Number of sides with no sides exposed (Painted) is 3

From the above observation

Number of cubes with 3 faces Painted is 1

Number of cubes with 2 faces Painted is given by sides

which is exposed from two sides and there are 3 such

sides and from one side we will get 6 such cubes hence required number of cubes is 6 × 3 = 18

Number of cubes with 1 face Painted is given by faces which is exposed from one sides and there are 3 such faces hence required number of cubes is 36 × 3 = 108

Number of cubes with 0 face Painted is given by difference between total number of cubes – number of cubes with at least 1 face painted = 343 – 1 – 18 – 108 = 216

In other words number of cubes with 0 painted is (7 – 1)^{3} = 216.

**1**.(d From the above explanation number of the cubes with 0 faces painted is 216.

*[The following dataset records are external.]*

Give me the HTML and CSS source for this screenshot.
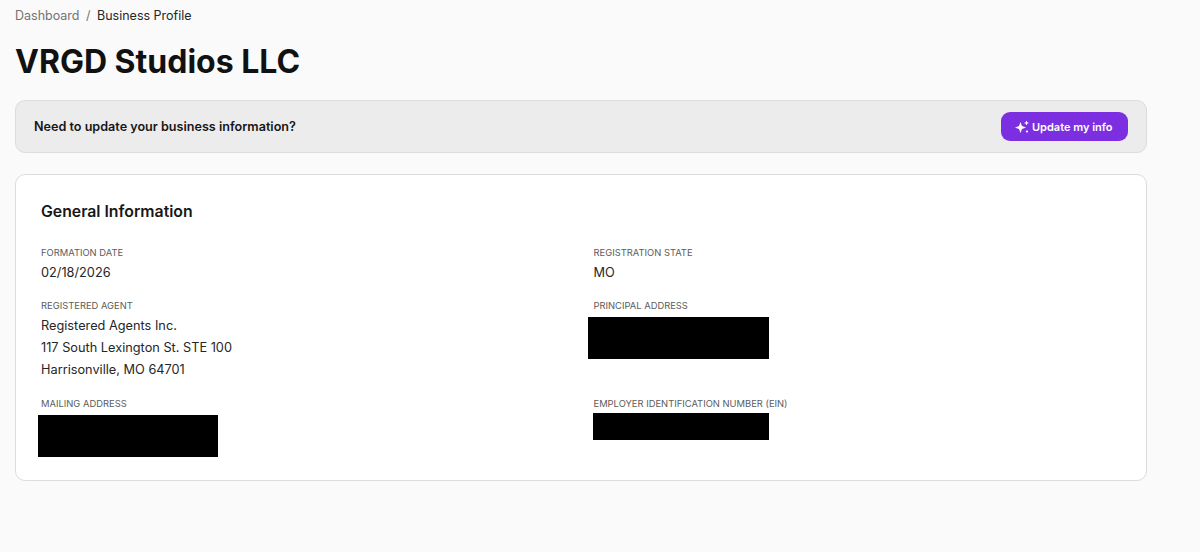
FILE: index.html
```html
<!DOCTYPE html>
<html lang="en">
<head>
  <meta charset="UTF-8">
  <title>Business Profile</title>
  <link rel="stylesheet" href="styles.css">
</head>
<body>
  <div class="page">
    <nav class="breadcrumb">
      <a href="#">Dashboard</a>
      <span class="sep">/</span>
      <span class="current">Business Profile</span>
    </nav>

    <h1>VRGD Studios LLC</h1>

    <div class="notice">
      <p>Need to update your business information?</p>
      <button type="button" class="update-btn">
        <svg width="16" height="16" viewBox="0 0 16 16" fill="#fff">
          <path d="M6.5 3 8 7l4 1.5L8 10l-1.500 4L5 10 1 8.500 5 7z"/>
          <path d="M12.500 1.500l.7 1.800 1.800.7-1.800.7-.7 1.800-.7-1.800L10 4l1.800-.7z"/>
          <circle cx="13" cy="12.500" r="1.100"/>
        </svg>
        Update my info
      </button>
    </div>

    <section class="card">
      <h2>General Information</h2>
      <div class="info-grid">
        <div class="field">
          <div class="label">Formation Date</div>
          <div class="value">02/18/2026</div>
        </div>
        <div class="field">
          <div class="label">Registration State</div>
          <div class="value">MO</div>
        </div>
        <div class="field">
          <div class="label">Registered Agent</div>
          <div class="value">Registered Agents Inc.</div>
          <div class="value">117 South Lexington St. STE 100</div>
          <div class="value">Harrisonville, MO 64701</div>
        </div>
        <div class="field">
          <div class="label">Principal Address</div>
          <div class="redacted redacted-address"></div>
        </div>
        <div class="field">
          <div class="label">Mailing Address</div>
          <div class="redacted redacted-mailing"></div>
        </div>
        <div class="field">
          <div class="label">Employer Identification Number (EIN)</div>
          <div class="redacted redacted-ein"></div>
        </div>
      </div>
    </section>
  </div>
</body>
</html>
```

FILE: styles.css
```css
body {
  margin: 0;
  font-family: Inter, "Liberation Sans", sans-serif;
  background-color: #fafafa;
  color: #171717;
}

.page {
  width: 1132px;
  padding: 7px 0 0 15px;
}

.breadcrumb {
  font-size: 12.5px;
  line-height: 17px;
  color: #262626;
}

.breadcrumb a {
  color: #737373;
  text-decoration: none;
}

.breadcrumb .sep {
  color: #737373;
  margin: 0 3px;
}

h1 {
  margin: 13px 0 0;
  font-size: 32px;
  line-height: 50px;
  font-weight: 700;
  color: #111;
}

.notice {
  display: flex;
  align-items: center;
  justify-content: space-between;
  height: 53px;
  margin-top: 13px;
  padding: 0 18px;
  box-sizing: border-box;
  background-color: #ececec;
  border: 1px solid #dcdcdc;
  border-radius: 10px;
}

.notice p {
  margin: 0;
  font-size: 12.6px;
  font-weight: 600;
}

.update-btn {
  display: flex;
  align-items: center;
  gap: 2px;
  height: 29px;
  width: 127px;
  padding: 0 0 0 13px;
  box-sizing: border-box;
  font-family: inherit;
  font-size: 11px;
  font-weight: 600;
  color: #fff;
  background-color: #7c2fe0;
  border: none;
  border-radius: 9px;
}

.card {
  height: 307px;
  margin-top: 21px;
  padding: 27px 25px 0;
  box-sizing: border-box;
  background-color: #fff;
  border: 1px solid #dcdcdc;
  border-radius: 10px;
}

h2 {
  margin: 0;
  font-size: 15.8px;
  line-height: 20px;
  font-weight: 600;
}

.info-grid {
  display: grid;
  grid-template-columns: 1fr 1fr;
  grid-template-rows: 38px 83px auto;
  column-gap: 25px;
  row-gap: 15px;
  margin-top: 24px;
}

.label {
  font-size: 9.4px;
  line-height: 14px;
  text-transform: uppercase;
  color: #5c5c5c;
}

.value {
  font-size: 12.75px;
  line-height: 22px;
  color: #262626;
}

.label + .value {
  margin-top: 2px;
}

.redacted {
  background-color: #000;
}

.redacted-address {
  width: 181px;
  height: 42px;
  margin: 4px 0 0 -6px;
}

.redacted-mailing {
  width: 180px;
  height: 42px;
  margin: 4px 0 0 -3px;
}

.redacted-ein {
  width: 176px;
  height: 27px;
  margin: 2px 0 0 -1px;
}
```
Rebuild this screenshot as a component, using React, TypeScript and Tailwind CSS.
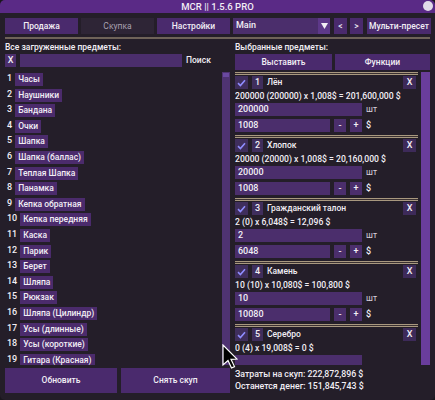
import React from "react";

const items = [
  "Часы",
  "Наушники",
  "Бандана",
  "Очки",
  "Шапка",
  "Шапка (баллас)",
  "Теплая Шапка",
  "Панамка",
  "Кепка обратная",
  "Кепка передняя",
  "Каска",
  "Парик",
  "Берет",
  "Шляпа",
  "Рюкзак",
  "Шляпа (Цилиндр)",
  "Усы (длинные)",
  "Усы (короткие)",
  "Гитара (Красная)",
];

const cards = [
  { name: "Лён", formula: "200000 (200000) x 1,008$ = 201,600,000 $", qty: "200000", price: "1008" },
  { name: "Хлопок", formula: "20000 (20000) x 1,008$ = 20,160,000 $", qty: "20000", price: "1008" },
  { name: "Гражданский талон", formula: "2 (0) x 6,048$ = 12,096 $", qty: "2", price: "6048" },
  { name: "Камень", formula: "10 (10) x 10,080$ = 100,800 $", qty: "10", price: "10080" },
  { name: "Серебро", formula: "0 (4) x 19,008$ = 0 $", qty: "0", price: "19008" },
];

// double tan line used between blocks
function Sep() {
  return (
    <div className="flex flex-col shrink-0">
      <div className="h-px bg-[#a8987f]" />
      <div className="h-px bg-[#3a3030]" />
      <div className="h-px bg-[#a8987f]" />
    </div>
  );
}

function Check() {
  return (
    <div className="w-[13px] h-[13px] bg-[#3f2e5c] flex items-center justify-center shrink-0">
      <svg width="9" height="8" viewBox="0 0 9 8">
        <path d="M1 4.2 L3.4 6.5 L8 1.3" stroke="#8f8dff" strokeWidth="1.6" fill="none" />
      </svg>
    </div>
  );
}

// last card is cut by the scroll area, so only its upper part is drawn
function Card({ n, c, cut }: { n: number; c: (typeof cards)[number]; cut?: boolean }) {
  return (
    <div className="flex flex-col shrink-0">
      <Sep />
      <div className="mt-[1px] h-[13px] flex items-center">
        <Check />
        <div className="ml-[4px] w-[11px] h-[13px] bg-[#3f2e5c] flex items-center justify-center text-[9px]">{n}</div>
        <span className="ml-[4px]">{c.name}</span>
        <div className="ml-auto mr-[2px] w-[13px] h-[13px] bg-[#3d2a59] flex items-center justify-center text-[9px]">X</div>
      </div>
      <div className="h-[14px] leading-[14px] whitespace-nowrap text-[8.6px]">{c.formula}</div>
      <div className="h-[13px] flex items-center">
        <div className="w-[127px] h-full bg-[#4b2e6c] px-[3px] leading-[13px] text-[9px]">{cut ? "" : c.qty}</div>
        {!cut && <span className="ml-[4px] font-normal text-[#d8d2de]">шт</span>}
      </div>
      {!cut && (
        <>
          <div className="mt-[3px] h-[13px] flex items-center text-[9px]">
            <div className="w-[95px] h-full bg-[#4b2e6c] px-[3px] leading-[13px]">{c.price}</div>
            <div className="ml-[4px] w-[12px] h-full bg-[#4b2e6c] flex items-center justify-center">-</div>
            <div className="ml-[4px] w-[12px] h-full bg-[#4b2e6c] flex items-center justify-center">+</div>
            <span className="ml-[4px]">$</span>
          </div>
          <div className="h-[3px]" />
        </>
      )}
    </div>
  );
}

export default function App() {
  return (
    <div className="w-[435px] h-[400px] bg-[#1a171d] relative font-['Roboto',sans-serif] text-[8.5px] font-medium text-[#f2eef5]">
      <div className="h-full rounded-[5px] overflow-hidden bg-[#241e29] flex flex-col">
        {/* title bar */}
        <div className="h-[13px] bg-[#5a2a86] relative flex items-center justify-center shrink-0">
          <span className="leading-[13px] text-[9.5px]">MCR || 1.5.6 PRO</span>
          <div className="absolute right-[2px] top-[1px] w-[10px] h-[10px] rounded-full bg-[#e2dbe9]" />
        </div>

        <div className="flex-1 flex flex-col px-[5px] min-h-0">
          {/* top tabs */}
          <div className="mt-[5px] h-[16px] flex shrink-0">
            <div className="w-[73px] shrink-0 bg-[#4a2a6d] flex items-center justify-center">Продажа</div>
            <div className="ml-[3px] w-[73px] shrink-0 bg-[#2e2536] text-[#a9a1b1] font-normal flex items-center justify-center">Скупка</div>
            <div className="ml-[3px] w-[73px] shrink-0 bg-[#4a2a6d] flex items-center justify-center">Настройки</div>
            <div className="ml-[3px] w-[97px] shrink-0 bg-[#4b2e6c] flex items-center">
              <span className="pl-[3px] flex-1 text-[9px]">Main</span>
              <div className="w-[12px] h-full bg-[#5d3889] flex items-center justify-center">
                <svg width="7" height="6" viewBox="0 0 7 6">
                  <path d="M0 0 H7 L3.5 6 Z" fill="#f2eef5" />
                </svg>
              </div>
            </div>
            <div className="ml-[4px] w-[13px] shrink-0 bg-[#4a2a6d] flex items-center justify-center">&lt;</div>
            <div className="ml-[3px] w-[13px] shrink-0 bg-[#4a2a6d] flex items-center justify-center">&gt;</div>
            <div className="ml-[4px] w-[64px] shrink-0 bg-[#4a2a6d] flex items-center justify-center whitespace-nowrap">Мульти-пресет</div>
          </div>

          <div className="mt-[3px] h-[2px] bg-[#6f6359] shrink-0" />

          <div className="flex-1 flex gap-[5px] min-h-0">
            {/* left column */}
            <div className="w-[225px] shrink-0 flex flex-col">
              <div className="mt-[2px] h-[12px] leading-[12px]">Все загруженные предметы:</div>
              <div className="mt-[1px] h-[13px] flex items-center">
                <div className="w-[11px] h-full bg-[#4b2e6c] flex items-center justify-center text-[9px]">X</div>
                <div className="ml-[4px] w-[162px] h-full bg-[#4b2e6c]" />
                <span className="ml-[4px]">Поиск</span>
              </div>
              <div className="mt-[5px] h-[293px] flex overflow-hidden">
                <div className="flex-1 flex flex-col gap-[2.6px] pt-[1px] overflow-hidden">
                  {items.map((t, i) => (
                    <div key={t} className="flex items-start h-[13px] shrink-0">
                      <span className="pl-[2px] leading-[10px] text-[9px]">{i + 1}</span>
                      <div className="ml-[3px] h-[13px] px-[3px] bg-[#4b2b6c] leading-[13px] whitespace-nowrap">{t}</div>
                    </div>
                  ))}
                </div>
                <div className="w-[8px] h-full bg-[#4f3372] flex flex-col">
                  <div className="h-[4px] mx-[1px] mt-[1px] bg-[#6a49a0]" />
                </div>
              </div>
              <div className="mt-[3px] h-[25px] flex gap-[4px]">
                <div className="w-[112px] bg-[#4a2a6d] flex items-center justify-center">Обновить</div>
                <div className="flex-1 bg-[#4a2a6d] flex items-center justify-center">Снять скуп</div>
              </div>
            </div>

            {/* right column */}
            <div className="w-[195px] shrink-0 min-w-0 flex flex-col">
              <div className="mt-[2px] h-[12px] leading-[12px]">Выбранные предметы:</div>
              <div className="mt-[1px] h-[16px] flex gap-[3px]">
                <div className="w-[97px] bg-[#4a2a6d] flex items-center justify-center">Выставить</div>
                <div className="flex-1 bg-[#4a2a6d] flex items-center justify-center">Функции</div>
              </div>
              <div className="mt-[2px] h-[293px] flex overflow-hidden">
                <div className="flex-1 min-w-0 flex flex-col overflow-hidden">
                  {cards.map((c, i) => (
                    <Card key={c.name} n={i + 1} c={c} cut={i === cards.length - 1} />
                  ))}
                </div>
                <div className="ml-[3px] w-[9px] h-full shrink-0 bg-[#6a3d9c]" />
              </div>
              <div className="mt-[3px] h-[12px] leading-[12px] text-[8.75px]">Затраты на скуп: 222,872,896 $</div>
              <div className="h-[12px] leading-[12px] text-[8.75px]">Останется денег: 151,845,743 $</div>
            </div>
          </div>
        </div>
      </div>

      {/* mouse pointer */}
      <svg className="absolute left-[222px] top-[344px]" width="16" height="26" viewBox="0 0 16 26">
        <path d="M1 1 L1 21 L6 16.5 L9.5 24 L12.5 22.6 L9 15.3 L15 15 Z" fill="#000" stroke="#fff" strokeWidth="1.2" />
      </svg>
    </div>
  );
}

**2**. (b) From the above explanation number of the cubes with 2 faces painted is 18.

**3**. (c) From the above explanation number of the cubes with at most 2 faces painted is 216 + 108 + 18 = 342. Or else 343 -1 = 342

**4**. (a) From the above explanation number of the cubes with at least 2 faces painted is 18 + 1 = 19.

**5**. (d) From the above explanation number of the cubes with 3 faces painted is 1.